Given request –
Where a line holds the string "index", return that line.

Given data –
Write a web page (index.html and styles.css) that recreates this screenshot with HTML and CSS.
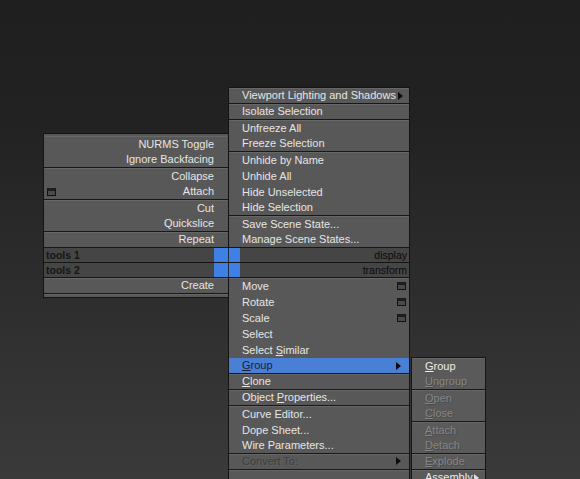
FILE: index.html
```html
<!DOCTYPE html>
<html lang="en">
<head>
	<meta charset="UTF-8">
	<title>Quad Menu</title>
	<link rel="stylesheet" href="styles.css">
</head>
<body>
	<div class="viewport">
		<div class="quad">
			<!-- tools 1 -->
			<div class="qtl">
				<div class="group">
					<div class="item">NURMS Toggle</div>
					<div class="item">Ignore Backfacing</div>
				</div>
				<div class="group">
					<div class="item">Collapse</div>
					<div class="item"><span class="win win-left"></span>Attach</div>
				</div>
				<div class="group">
					<div class="item">Cut</div>
					<div class="item">Quickslice</div>
				</div>
				<div class="group">
					<div class="item">Repeat</div>
				</div>
			</div>

			<!-- display -->
			<div class="qtr">
				<div class="group">
					<div class="item">Viewport Lighting and Shadows<span class="arrow"></span></div>
				</div>
				<div class="group">
					<div class="item">Isolate Selection</div>
				</div>
				<div class="group">
					<div class="item">Unfreeze All</div>
					<div class="item">Freeze Selection</div>
				</div>
				<div class="group">
					<div class="item">Unhide by Name</div>
					<div class="item">Unhide All</div>
					<div class="item">Hide Unselected</div>
					<div class="item">Hide Selection</div>
				</div>
				<div class="group">
					<div class="item">Save Scene State...</div>
					<div class="item">Manage Scene States...</div>
				</div>
			</div>

			<div class="heads heads-left">
				<div class="head"><span class="label">tools 1</span><span class="blue"></span></div>
				<div class="head"><span class="label">tools 2</span><span class="blue"></span></div>
			</div>
			<div class="heads heads-right">
				<div class="head"><span class="blue"></span><span class="label">display</span></div>
				<div class="head"><span class="blue"></span><span class="label">transform</span></div>
			</div>

			<!-- tools 2 -->
			<div class="qbl">
				<div class="group">
					<div class="item">Create</div>
				</div>
				<div class="group">
					<div class="item thin"></div>
				</div>
			</div>

			<!-- transform -->
			<div class="qbr">
				<div class="group">
					<div class="item">Move<span class="win"></span></div>
					<div class="item">Rotate<span class="win"></span></div>
					<div class="item">Scale<span class="win"></span></div>
					<div class="item">Select</div>
					<div class="item">Select <u>S</u>imilar</div>
					<div class="item active"><u>G</u>roup<span class="arrow"></span>
						<div class="submenu">
							<div class="group">
								<div class="item"><u>G</u>roup</div>
								<div class="item off"><u>U</u>ngroup</div>
							</div>
							<div class="group">
								<div class="item off"><u>O</u>pen</div>
								<div class="item off"><u>C</u>lose</div>
							</div>
							<div class="group">
								<div class="item off"><u>A</u>ttach</div>
								<div class="item off"><u>D</u>etach</div>
							</div>
							<div class="group">
								<div class="item off"><u>E</u>xplode</div>
							</div>
							<div class="group">
								<div class="item">Assembly<span class="arrow small"></span></div>
							</div>
						</div>
					</div>
				</div>
				<div class="group">
					<div class="item"><u>C</u>lone</div>
				</div>
				<div class="group">
					<div class="item">Object <u>P</u>roperties...</div>
				</div>
				<div class="group">
					<div class="item">Curve Editor...</div>
					<div class="item">Dope Sheet...</div>
					<div class="item">Wire Parameters...</div>
				</div>
				<div class="group">
					<div class="item dis">Convert To:<span class="arrow"></span></div>
				</div>
				<div class="group">
					<div class="item"></div>
				</div>
			</div>
		</div>
	</div>
</body>
</html>
```
FILE: styles.css
```css
*{
	padding: 0;
	margin: 0;
	box-sizing: border-box;
}
html,body{
	width: 100%;
	height: 100%;
	overflow: hidden;
}
body{
	font-family: "Liberation Sans", Arial, sans-serif;
	font-size: 11px;
	background-color: #262626;
}
.viewport{
	width: 580px;
	height: 479px;
	position: relative;
	background: linear-gradient(#1f1f1f 0%, #222 25%, #2d2d2d 60%, #3a3a3a 100%);
}
.quad{
	position: absolute;
	left: 43px;
	top: 87px;
	display: grid;
	grid-template-columns: 185px 182px;
}
.qtl, .qtr, .qbl, .qbr{
	background-color: #585858;
	border-left: 1px solid #141414;
}
.qtr, .qbr{
	border-right: 1px solid #141414;
}
.qtl{
	grid-column: 1;
	grid-row: 1;
	align-self: end;
	border-top: 1px solid #141414;
	padding-top: 2px;
}
.qtr{
	grid-column: 2;
	grid-row: 1;
	border-top: 1px solid #141414;
}
.qbl{
	grid-column: 1;
	grid-row: 3;
	align-self: start;
}
.qbr{
	grid-column: 2;
	grid-row: 3;
}
.group{
	border-bottom: 1px solid #181818;
	box-shadow: inset 0 1px 0 #676767;
}
.item{
	height: 16px;
	line-height: 16px;
	padding-left: 13px;
	color: #e6e6e6;
	white-space: nowrap;
	position: relative;
}
.group .item:last-child{
	height: 15px;
	line-height: 15px;
}
.qtl .item, .qbl .item{
	text-align: right;
	padding-right: 14px;
}
.group .item.thin{
	height: 3px;
}
.item u{
	text-decoration: underline;
	text-underline-offset: 1px;
}
.item.active{
	background-color: #4a7fd6;
	color: #17223a;
}
.item.dis{
	color: #3e3e3e;
	text-shadow: 1px 1px 0 #626262;
}
.item.off{
	color: #828282;
	text-shadow: 1px 1px 0 #4a4a4a;
}
.arrow{
	position: absolute;
	right: 6px;
	top: 4px;
	width: 0;
	height: 0;
	border-top: 4px solid transparent;
	border-bottom: 4px solid transparent;
	border-left: 5px solid #0c0c0c;
}
.active > .arrow{
	right: 8px;
}
.dis > .arrow{
	right: 8px;
	top: 3px;
}
.win{
	position: absolute;
	right: 3px;
	top: 4px;
	width: 9px;
	height: 8px;
	border: 1px solid #111;
	border-top: 3px solid #1d1d1d;
	background-color: #4a4a4a;
}
.win-left{
	right: auto;
	left: 3px;
}

/* headers in the middle */
.heads{
	grid-row: 2;
}
.heads-left{
	grid-column: 1;
	border-left: 1px solid #141414;
}
.heads-right{
	grid-column: 2;
	border-right: 1px solid #141414;
}
.head{
	height: 15px;
	display: flex;
	border-bottom: 1px solid #151515;
	background-color: #454545;
	color: #0a0a0a;
	font-size: 10.5px;
	line-height: 14px;
}
.head .label{
	flex: 1;
	padding: 0 2px;
}
.heads-left .label{
	font-weight: bold;
	color: #151515;
}
.heads-right .label{
	text-align: right;
	padding-right: 2px;
}
.head .blue{
	background-color: #3f80e4;
}
.heads-left .blue{
	width: 14px;
}
.heads-right .blue{
	width: 12px;
	border-left: 1px solid #1c2a40;
}

/* group submenu */
.submenu{
	position: absolute;
	left: 182px;
	top: -1px;
	width: 75px;
	background-color: #5a5a5a;
	border: 1px solid #161616;
	border-bottom: none;
	color: #e6e6e6;
	z-index: 2;
}
.submenu .item{
	padding-left: 13px;
	color: #ececec;
}
.submenu .item.off{
	color: #858585;
}
.arrow.small{
	border-left-color: #ddd;
}
```
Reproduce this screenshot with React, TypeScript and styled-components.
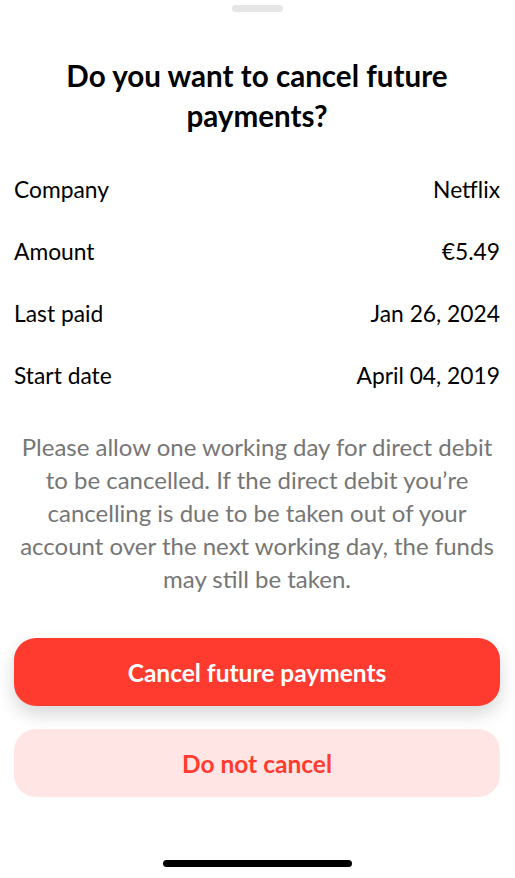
import React from "react";
import styled, { createGlobalStyle } from "styled-components";

const Global = createGlobalStyle`
  html, body { margin: 0; padding: 0; background: #ffffff; }
  body { font-family: Lato, "Open Sans", "Liberation Sans", sans-serif; -webkit-font-smoothing: antialiased; }
  * { box-sizing: border-box; }
`;

const Sheet = styled.div`
  width: 515px;
  height: 878px;
  display: flex;
  flex-direction: column;
  align-items: stretch;
  padding: 5px 15px 0 14px;
  background: #fff;
`;

const Handle = styled.div`
  align-self: center;
  width: 51px;
  height: 7px;
  border-radius: 4px;
  background: #e6e6e6;
`;

const Title = styled.h1`
  margin: 44px 0 0;
  font-size: 29.6px;
  line-height: 40px;
  font-weight: 700;
  color: #000;
  text-align: center;
  padding: 0 30px;
`;

const Details = styled.div`
  display: flex;
  flex-direction: column;
  margin-top: 22px;
`;

const Row = styled.div`
  display: flex;
  justify-content: space-between;
  align-items: center;
  height: 62px;
  font-size: 22.8px;
  color: #000;
`;

const Note = styled.p`
  margin: 24px 0 0;
  font-size: 24px;
  line-height: 33px;
  color: #767676;
  text-align: center;
  padding: 0 2px;
`;

const Actions = styled.div`
  display: flex;
  flex-direction: column;
  gap: 23px;
  margin-top: 43px;
`;

const Button = styled.button<{ $variant: "primary" | "secondary" }>`
  height: 68px;
  border: none;
  border-radius: 22px;
  font-family: inherit;
  font-size: 24.5px;
  font-weight: 700;
  background: ${(p) => (p.$variant === "primary" ? "#ff3b30" : "#ffe6e5")};
  color: ${(p) => (p.$variant === "primary" ? "#ffffff" : "#ff3b30")};
  box-shadow: ${(p) =>
    p.$variant === "primary" ? "0 8px 18px rgba(0,0,0,0.16)" : "none"};
`;

const Spacer = styled.div`
  flex: 1;
`;

const HomeBar = styled.div`
  align-self: center;
  width: 189px;
  height: 7px;
  border-radius: 4px;
  background: #000;
  margin-bottom: 11px;
`;

const rows = [
  ["Company", "Netflix"],
  ["Amount", "€5.49"],
  ["Last paid", "Jan 26, 2024"],
  ["Start date", "April 04, 2019"],
];

export default function App() {
  return (
    <>
      <Global />
      <Sheet>
        <Handle />
        <Title>Do you want to cancel future payments?</Title>
        <Details>
          {rows.map(([k, v]) => (
            <Row key={k}>
              <span>{k}</span>
              <span>{v}</span>
            </Row>
          ))}
        </Details>
        <Note>
          Please allow one working day for direct debit to be cancelled. If the
          direct debit you’re cancelling is due to be taken out of your account
          over the next working day, the funds may still be taken.
        </Note>
        <Actions>
          <Button $variant="primary">Cancel future payments</Button>
          <Button $variant="secondary">Do not cancel</Button>
        </Actions>
        <Spacer />
        <HomeBar />
      </Sheet>
    </>
  );
}
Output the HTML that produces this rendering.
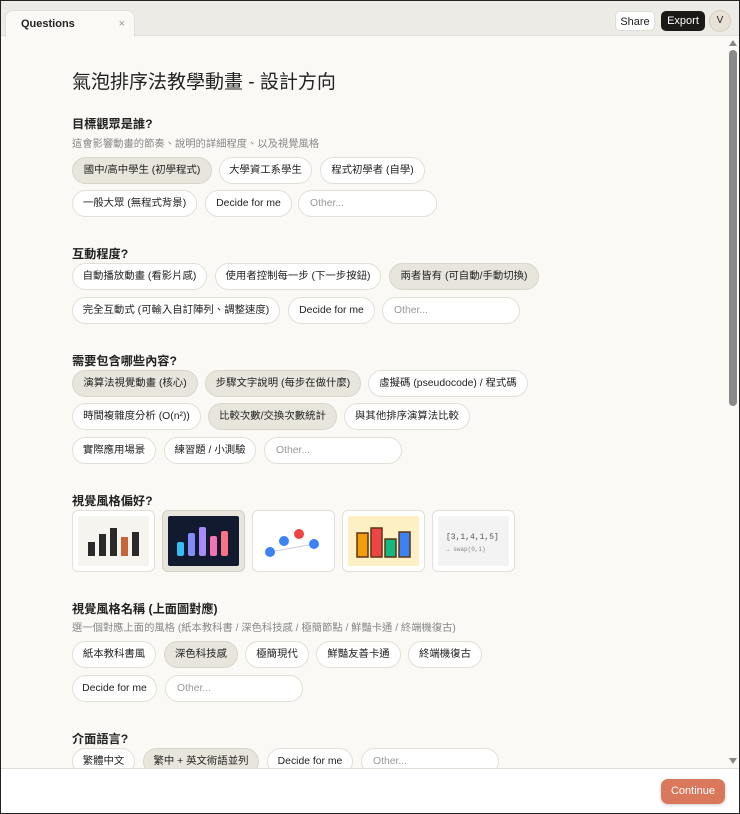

Expected answer –
Write a web page (index.html and styles.css) that recreates this screenshot with HTML and CSS.
FILE: index.html
	z-index: 2;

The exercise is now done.